# Homework Help: Valid mapping?

1. May 12, 2007

### pivoxa15

1. The problem statement, all variables and given/known data
Can there be a mapping that may not map any elements from one domain to another?

The reason is that the mapping has a condition. For example, it will only map elements if the one in the domain are related in some way to the element they are mapped to (i.e congruence via a certain ideal). If this specified relation dosen't hold then no mapping will occur. If the relation is specified than the mapping certainly obeys a homomorphism.

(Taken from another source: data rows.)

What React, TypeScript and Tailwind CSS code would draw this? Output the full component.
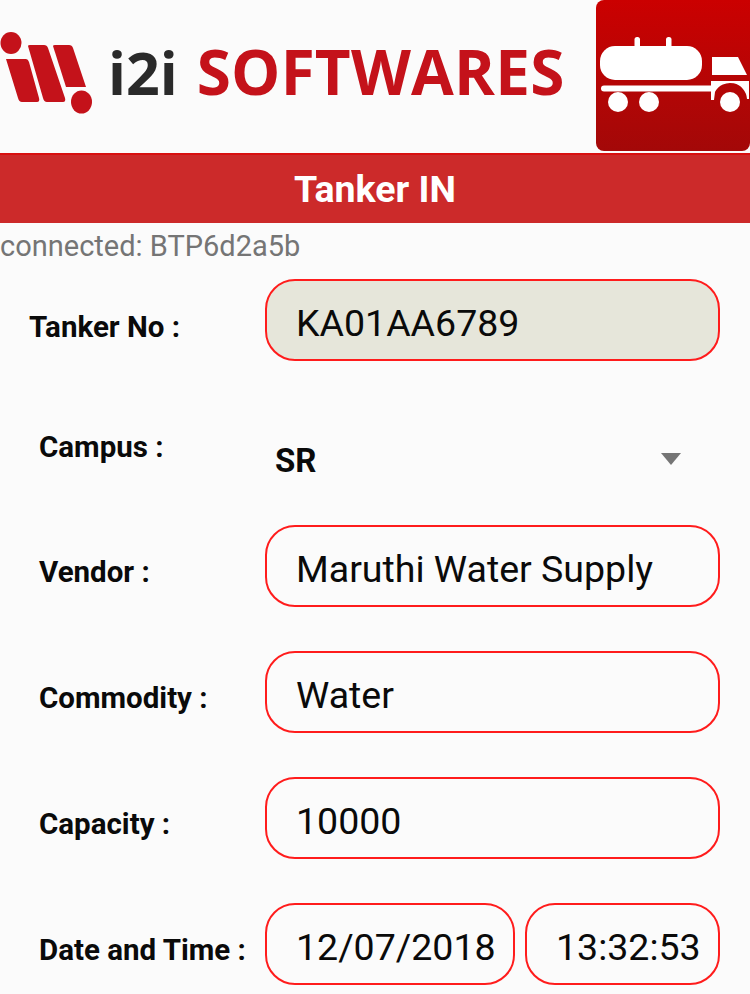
const font = { fontFamily: '"Roboto", sans-serif' };

function Logo() {
  return (
    <svg width="92" height="114" viewBox="0 0 92 114" className="shrink-0" aria-hidden="true">
      <g fill="#c4121a">
        <ellipse cx="11" cy="43" rx="10.5" ry="11" />
        <path d="M6 59 H26 Q28 59 29 62 L39 98 Q40 102 37 102 H22 Q19 102 18 98 Z" />
        <path d="M28 46 Q28 45 30 45 H44 Q47 45 48 48 L65 98 Q66 102 63 102 H47 Q44 102 43 98 Z" />
        <path d="M53 46 Q53 45 55 45 H69 Q72 45 73 48 L86 87 H66 Z" />
        <ellipse cx="81.5" cy="102" rx="10.5" ry="11.5" />
      </g>
    </svg>
  );
}

function Truck() {
  return (
    <div className="h-[151px] w-[154px] shrink-0 overflow-hidden rounded-b-lg rounded-tl-lg bg-gradient-to-b from-[#cb0000] to-[#a30808]">
      <svg width="154" height="151" viewBox="0 0 154 151" aria-hidden="true">
        <g fill="#fff">
          <rect x="4" y="46" width="102" height="34" rx="15" />
          <rect x="38.500" y="37" width="5.500" height="12" rx="2.500" />
          <rect x="70" y="37" width="5.500" height="12" rx="2.500" />
          <rect x="5" y="85.500" width="114" height="6" rx="3" />
          <path d="M116 57 H142 L151 75 H116 Z" />
          <path d="M115 81 H153 V99 L151 99 A17 17 0 0 0 119 92 L118 100 H115 Z" />
          <circle cx="22" cy="102" r="10" />
          <circle cx="53" cy="102" r="10" />
          <circle cx="134" cy="102" r="10" />
        </g>
      </svg>
    </div>
  );
}

function Field({ value, filled }: { value: string; filled?: boolean }) {
  return (
    <div
      className={`flex h-[82px] min-w-0 flex-1 items-center whitespace-nowrap rounded-[30px] border-2 border-[#ff1c1c] pl-[29px] pt-[7px] text-[37.500px] text-[#0a0a0a] ${
        filled ? "bg-[#e6e6da]" : "bg-transparent"
      }`}
    >
      {value}
    </div>
  );
}

function Label({ text, className }: { text: string; className: string }) {
  return (
    <div className={`w-[265px] shrink-0 whitespace-nowrap text-[29.500px] font-bold text-[#0a0a0a] ${className}`}>{text}</div>
  );
}

export default function App() {
  return (
    <div className="h-[994px] w-[750px] overflow-hidden bg-[#fbfbfb]" style={font}>
      <header className="flex h-[151px] items-start">
        <Logo />
        <div
          className="mt-[36px] flex flex-1 items-baseline whitespace-nowrap pl-[16px] font-bold leading-[70px]"
          style={{ fontFamily: '"Open Sans", sans-serif' }}
        >
          <span className="text-[59px] text-[#2a2a2a]">i2i</span>
          <span className="ml-[19px] text-[62px] tracking-[0.2px] text-[#c4121a]">SOFTWARES</span>
        </div>
        <Truck />
      </header>

      <div className="mt-[2px] flex h-[70px] items-center justify-center border-t-2 border-[#d80f0f] bg-[#cc2a2a] text-[37.500px] font-bold text-white">
        Tanker IN
      </div>

      <div className="mt-[5px] h-[36px] text-[29px] leading-[36px] text-[#757575]">connected: BTP6d2a5b</div>

      <main className="mt-[15px] flex flex-col pr-[30px]">
        <div className="flex items-center">
          <Label text="Tanker No :" className="pl-[29px] pt-[14px]" />
          <Field value="KA01AA6789" filled />
        </div>

        <div className="mt-[58px] flex h-[84px] items-start">
          <Label text="Campus :" className="pl-[39px] pt-[6px]" />
          <div className="flex flex-1 items-center justify-between pl-[10px] pr-[39px] pt-[17px]">
            <span className="text-[33px] font-bold text-[#0a0a0a]">SR</span>
            <svg width="20" height="12" viewBox="0 0 20 12" className="mb-[4px]" aria-hidden="true">
              <path d="M0 0 H20 L10 12 Z" fill="#757575" />
            </svg>
          </div>
        </div>

        <div className="mt-[22px] flex items-center">
          <Label text="Vendor :" className="pl-[39px] pt-[12px]" />
          <Field value="Maruthi Water Supply" />
        </div>

        <div className="mt-[44px] flex items-center">
          <Label text="Commodity :" className="pl-[39px] pt-[12px]" />
          <Field value="Water" />
        </div>

        <div className="mt-[44px] flex items-center">
          <Label text="Capacity :" className="pl-[39px] pt-[12px]" />
          <Field value="10000" />
        </div>

        <div className="mt-[44px] flex items-center">
          <Label text="Date and Time :" className="pl-[39px] pt-[12px]" />
          <div className="flex flex-1 gap-[10px]">
            <div className="flex w-[250px] shrink-0">
              <Field value="12/07/2018" />
            </div>
            <div className="flex min-w-0 flex-1">
              <Field value="13:32:53" />
            </div>
          </div>
        </div>
      </main>
    </div>
  );
}
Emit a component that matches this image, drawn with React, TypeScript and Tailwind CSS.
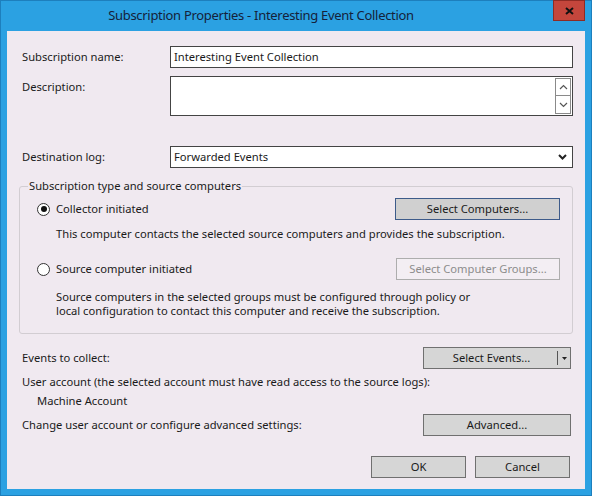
import React from "react";

const font = { fontFamily: '"Noto Sans", "Open Sans", sans-serif' };

function Radio({ checked }: { checked?: boolean }) {
  return (
    <span className="flex h-[13px] w-[13px] items-center justify-center rounded-full border border-[#333333] bg-white">
      {checked ? <span className="h-[6px] w-[6px] rounded-full bg-[#111111]" /> : null}
    </span>
  );
}

function Button({ children, className = "" }: { children: React.ReactNode; className?: string }) {
  return (
    <div
      className={`flex h-[22px] items-center justify-center border border-[#707070] bg-[#d6d6d6] text-[#1a1a1a] ${className}`}
    >
      {children}
    </div>
  );
}

function Chevron({ dir }: { dir: "up" | "down" }) {
  return (
    <svg width="9" height="6" viewBox="0 0 9 6" aria-hidden="true">
      <path
        d={dir === "up" ? "M1 5 L4.5 1.5 L8 5" : "M1 1 L4.5 4.5 L8 1"}
        fill="none"
        stroke="#555"
        strokeWidth="1.2"
      />
    </svg>
  );
}

export default function App() {
  return (
    <div
      className="flex h-[496px] w-[592px] flex-col border border-[#1d7fbd] bg-[#2ba1e2] text-[11.2px] text-[#1a1a1a]"
      style={font}
    >
      <div className="relative flex h-[30px] shrink-0 items-center justify-center pb-[1px] pr-[70px]">
        <span className="text-[13px] tracking-[-0.3px] text-[#15213a]">
          Subscription Properties - Interesting Event Collection
        </span>
        <div className="absolute right-[6px] top-[-1px] flex h-[21px] w-[32px] items-center justify-center border border-[#8e2b24] bg-[#c4463c]">
          <svg width="9" height="8" viewBox="0 0 9 8" aria-hidden="true">
            <path d="M1 1 L8 7 M8 1 L1 7" stroke="#111" strokeWidth="2" />
          </svg>
        </div>
      </div>

      <div className="mx-[6px] mb-[6px] flex flex-1 flex-col bg-[#f0e9f0] pl-[15px] pr-[12px] pt-[15px]">
        <div className="flex h-[22px] items-center">
          <span className="w-[148px] shrink-0">Subscription name:</span>
          <div className="flex h-full flex-1 items-center border border-[#444] bg-white pl-[3px]">
            Interesting Event Collection
          </div>
        </div>

        <div className="mt-[8px] flex h-[40px]">
          <span className="w-[148px] shrink-0 pt-[3px]">Description:</span>
          <div className="flex h-full flex-1 justify-end border border-[#444] bg-white pr-[1px] pt-[1px]">
            <div className="flex flex-col">
              <div className="flex h-[18px] w-[16px] items-center justify-center border border-[#8a8a8a] bg-white">
                <Chevron dir="up" />
              </div>
              <div className="flex h-[18px] w-[16px] items-center justify-center border border-t-0 border-[#8a8a8a] bg-white">
                <Chevron dir="down" />
              </div>
            </div>
          </div>
        </div>

        <div className="mt-[30px] flex h-[22px] items-center">
          <span className="w-[148px] shrink-0">Destination log:</span>
          <div className="flex h-full flex-1 items-center justify-between border border-[#444] bg-white pl-[3px] pr-[5px]">
            <span>Forwarded Events</span>
            <svg width="9" height="6" viewBox="0 0 9 6" aria-hidden="true">
              <path d="M1 1 L4.5 4.5 L8 1" fill="none" stroke="#222" strokeWidth="2" />
            </svg>
          </div>
        </div>

        <fieldset className="-ml-[3px] mt-[10px] rounded-[3px] border border-[#d2cdd2] pb-[15px] pl-[17px] pr-[12px]">
          <legend className="-ml-[9px] px-[1px] leading-[16px]">Subscription type and source computers</legend>
          <div className="mt-[4px] flex h-[22px] items-center">
            <Radio checked />
            <span className="ml-[6px] flex-1">Collector initiated</span>
            <div className="flex h-[22px] w-[165px] items-center justify-center border border-[#3d5b8a] bg-[#d0d0d0]">
              Select Computers...
            </div>
          </div>
          <p className="ml-[19px] mt-[6px] leading-[16px]">
            This computer contacts the selected source computers and provides the subscription.
          </p>
          <div className="mt-[16px] flex h-[22px] items-center">
            <Radio />
            <span className="ml-[6px] flex-1">Source computer initiated</span>
            <div className="flex h-[22px] w-[164px] items-center justify-center border border-[#adadad] bg-[#f3eef3] text-[#8c8c8c]">
              Select Computer Groups...
            </div>
          </div>
          <p className="ml-[19px] mt-[10px] leading-[14px]">
            Source computers in the selected groups must be configured through policy or
            <br />
            local configuration to contact this computer and receive the subscription.
          </p>
        </fieldset>

        <div className="mt-[13px] flex h-[22px] items-center justify-between pr-[2px]">
          <span>Events to collect:</span>
          <div className="flex h-[22px] w-[148px] border border-[#707070] bg-[#d6d6d6]">
            <span className="flex flex-1 items-center justify-center pl-[2px]">Select Events...</span>
            <span className="my-[3px] w-px bg-[#555]" />
            <span className="flex w-[12px] items-center justify-center">
              <svg width="5" height="3" viewBox="0 0 5 3" aria-hidden="true">
                <path d="M0 0 H5 L2.5 3 Z" fill="#222" />
              </svg>
            </span>
          </div>
        </div>
        <p className="mt-[5px] leading-[16px]">User account (the selected account must have read access to the source logs):</p>
        <p className="ml-[15px] mt-[3px] leading-[16px]">Machine Account</p>

        <div className="mt-[5px] flex h-[22px] items-center justify-between pr-[2px]">
          <span>Change user account or configure advanced settings:</span>
          <Button className="w-[148px]">Advanced...</Button>
        </div>

        <div className="mt-[20px] flex justify-end gap-[9px] pr-[3px]">
          <Button className="w-[95px]">OK</Button>
          <Button className="w-[95px]">Cancel</Button>
        </div>
      </div>
    </div>
  );
}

For a concrete example, say you map Z[x] to Z via the identity transformation. Then clearly polynomials of degree 1 or more in Z[x] will not be mapped to Z. Are they just left alone? Is this transformation still valid?

Last edited: May 12, 2007
2. May 13, 2007

### matt grime

You cannot map Z[x] to Z via the identity map, since Z[x] is not identical to Z. A function must be defined on every element of the domain. That is why it is called the domain.

3. May 13, 2007

### pivoxa15

Lets get the terminology correct.

Is Z[x] the domain and Z the codomain?

Do you mean a function must be defined on every element of the domain when it is clear what the function will map every element in the domain to?

So in this case it is not clear what the (identity) function will do to degree 1 polynomials and above?

I could do the identity map to Z[x] -> R[x] even though Z[x] and R[x] are not identitcal. It is an injective homomorphism.

4. May 13, 2007

### matt grime

It isn't the identity map. It is (an) inclusion map. The identity is a map from X to X, whatever X might be.

That sentence doesn't make much sense. But I think the answer is: by definition a function is defined at all points of its domain or it isn't a function. Whether or not that definition needs to be made explicit is an entirely different matter.

5. May 13, 2007

### pivoxa15

What would this map p:Z->Z[x] called such that p is a function which multiplies each element in Z by 1. Hence maps each element in Z to the corresponding integer in Z[x].

Would you call it an inclusion map? It is an injective homomorphism.

6. May 13, 2007

### matt grime

The map which 'multiplies each element of Z by 1' is a map from Z to Z. It is not a map from Z to anything else. The map sending z in Z to z as an element of Z[x] is the inclusion map but it is *not* multiplying anything by 1.